Available data =>
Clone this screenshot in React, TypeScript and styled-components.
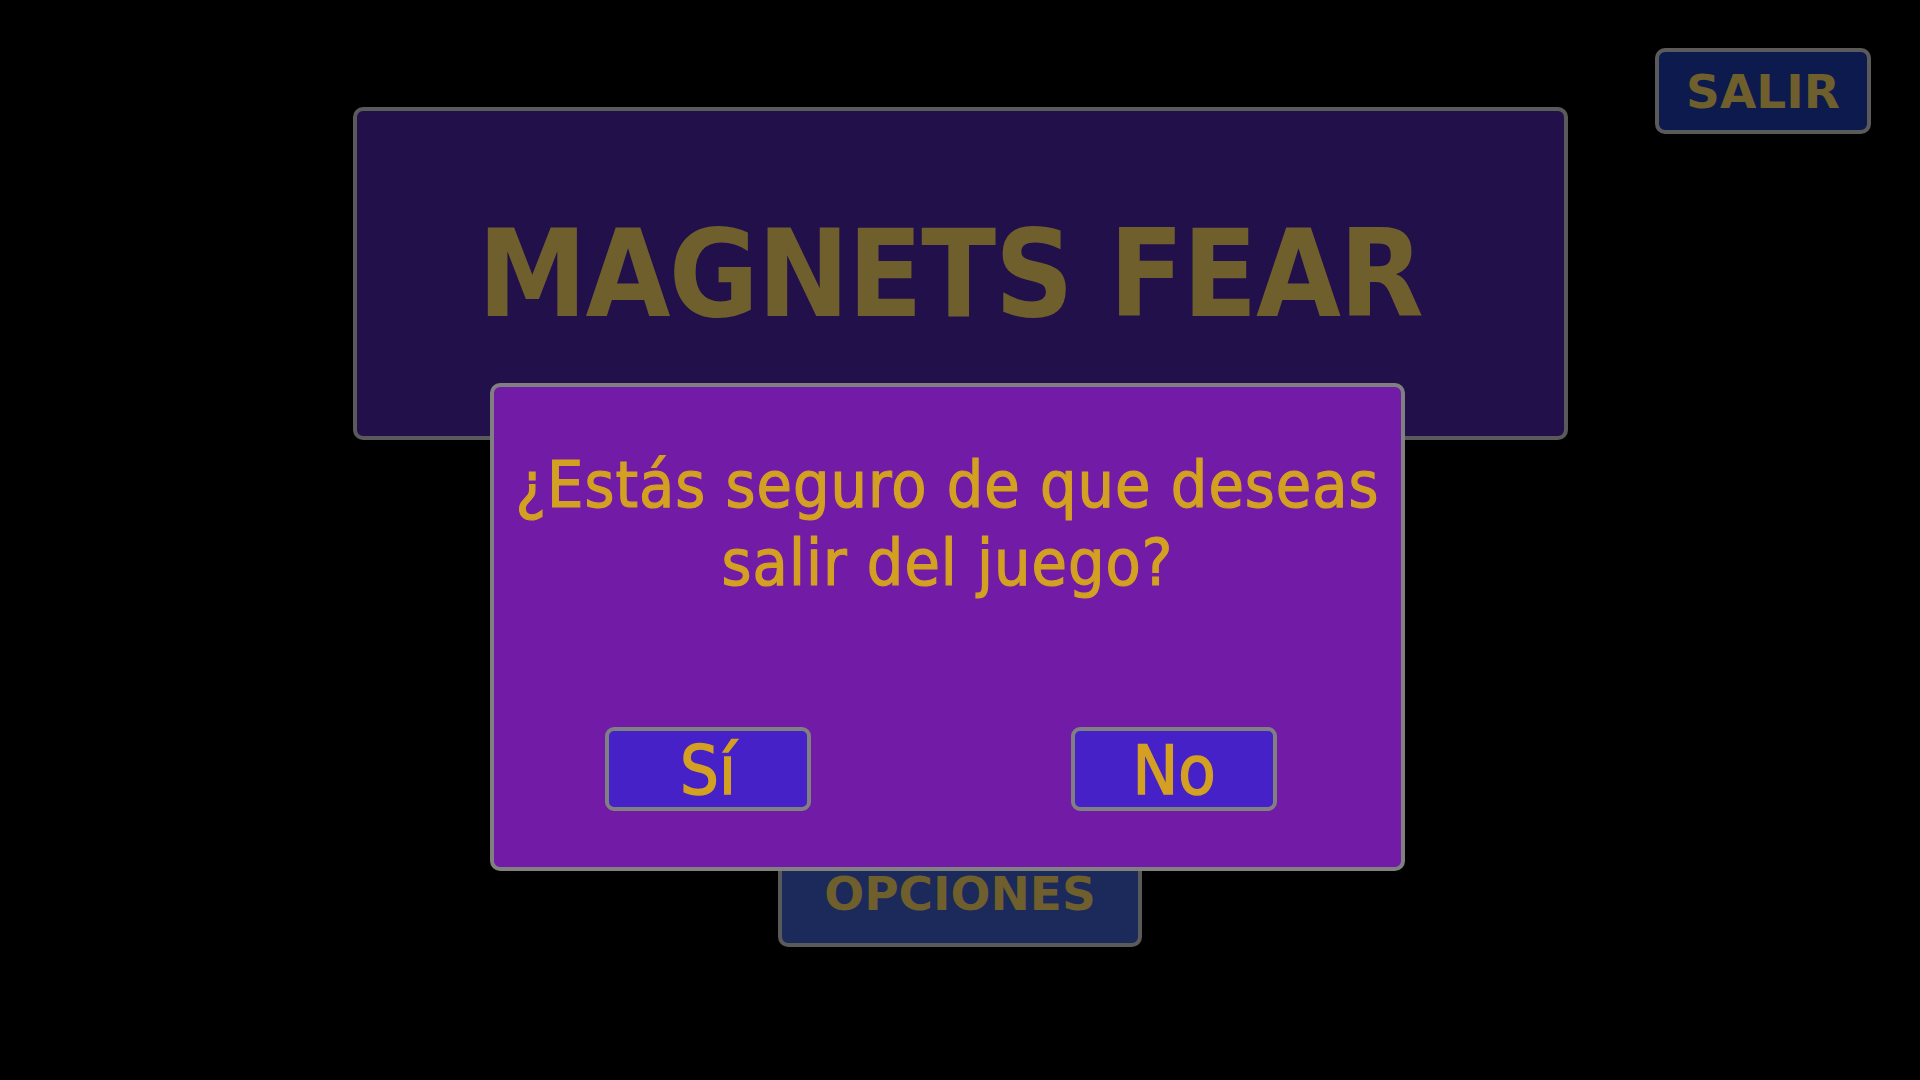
import styled, { createGlobalStyle } from "styled-components";

const GlobalStyle = createGlobalStyle`
  html, body {
    margin: 0;
    padding: 0;
    background: #000;
  }
  body {
    font-family: "DejaVu Sans", "Liberation Sans", sans-serif;
  }
`;

// main menu sits behind the dialog, colours already dimmed
const Screen = styled.div`
  position: relative;
  width: 1920px;
  height: 1080px;
  overflow: hidden;
  background: #000;
  display: grid;
  grid-template-columns: 1fr 1215px 1fr;
  align-items: start;
  padding-top: 48px;
  box-sizing: border-box;
`;

const Menu = styled.div`
  grid-column: 2;
  margin-top: 59px;
  display: flex;
  flex-direction: column;
  align-items: center;
`;

const TitlePanel = styled.div`
  width: 100%;
  height: 333px;
  box-sizing: border-box;
  display: flex;
  align-items: center;
  justify-content: center;
  background: #22104a;
  border: 4px solid #5a5a5a;
  border-radius: 10px;
`;

const Title = styled.h1`
  margin: 0;
  padding-right: 20px;
  font-family: "DejaVu Sans Condensed", "DejaVu Sans", sans-serif;
  font-weight: bold;
  font-size: 122px;
  color: #6e5f2d;
  letter-spacing: -1.5px;
`;

const MenuButton = styled.button<{ $bg: string; $width: number; $height: number }>`
  width: ${(p) => p.$width}px;
  height: ${(p) => p.$height}px;
  box-sizing: border-box;
  background: ${(p) => p.$bg};
  border: 4px solid #5a5a5a;
  border-radius: 10px;
  color: #6e5f2d;
  font-family: "DejaVu Sans", sans-serif;
  font-weight: bold;
  font-size: 47px;
  padding: 0;
  cursor: pointer;
`;

const MenuList = styled.div`
  display: flex;
  flex-direction: column;
  gap: 30px;
  margin-top: 261px;
`;

const Corner = styled.div`
  grid-column: 3;
  justify-self: end;
  padding-right: 49px;
`;

const Overlay = styled.div`
  position: absolute;
  inset: 0;
`;

const Dialog = styled.div`
  position: absolute;
  left: 490px;
  top: 383px;
  width: 915px;
  height: 488px;
  box-sizing: border-box;
  background: #711ba6;
  border: 4px solid #808080;
  border-radius: 10px;
  display: flex;
  flex-direction: column;
  align-items: center;
  font-family: "DejaVu Sans Condensed", "DejaVu Sans", sans-serif;
  color: #d4a021;
`;

const Question = styled.p`
  margin: 0;
  padding-top: 59px;
  font-size: 64px;
  line-height: 78px;
  letter-spacing: 1px;
  text-align: center;
  -webkit-text-stroke: 1.2px #d4a021;
`;

const Choices = styled.div`
  display: flex;
  align-self: stretch;
  gap: 260px;
  padding-left: 111px;
  margin-top: 125px;
`;

const ChoiceButton = styled.button`
  width: 206px;
  height: 84px;
  box-sizing: border-box;
  background: #4521c7;
  border: 4px solid #808080;
  border-radius: 9px;
  color: #d4a021;
  font-family: "DejaVu Sans Condensed", "DejaVu Sans", sans-serif;
  font-size: 68px;
  line-height: 1;
  padding: 4px 0 0;
  -webkit-text-stroke: 1.5px #d4a021;
  cursor: pointer;
`;

export default function App() {
  return (
    <>
      <GlobalStyle />
      <Screen>
        <Menu>
          <TitlePanel>
            <Title>MAGNETS FEAR</Title>
          </TitlePanel>
          <MenuList>
            <MenuButton $bg="#1b2a5b" $width={364} $height={108}>
              JUGAR
            </MenuButton>
            <MenuButton $bg="#1b2a5b" $width={364} $height={108}>
              OPCIONES
            </MenuButton>
          </MenuList>
        </Menu>
        <Corner>
          <MenuButton $bg="#0d1a4e" $width={216} $height={86}>
            SALIR
          </MenuButton>
        </Corner>
        <Overlay>
          <Dialog>
            <Question>
              ¿Estás seguro de que deseas
              <br />
              salir del juego?
            </Question>
            <Choices>
              <ChoiceButton>Sí</ChoiceButton>
              <ChoiceButton>No</ChoiceButton>
            </Choices>
          </Dialog>
        </Overlay>
      </Screen>
    </>
  );
}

Short exercise => Pick out every line above that contains the word "components" and copy it.

Complete answer =>
Clone this screenshot in React, TypeScript and styled-components.
import styled, { createGlobalStyle } from "styled-components";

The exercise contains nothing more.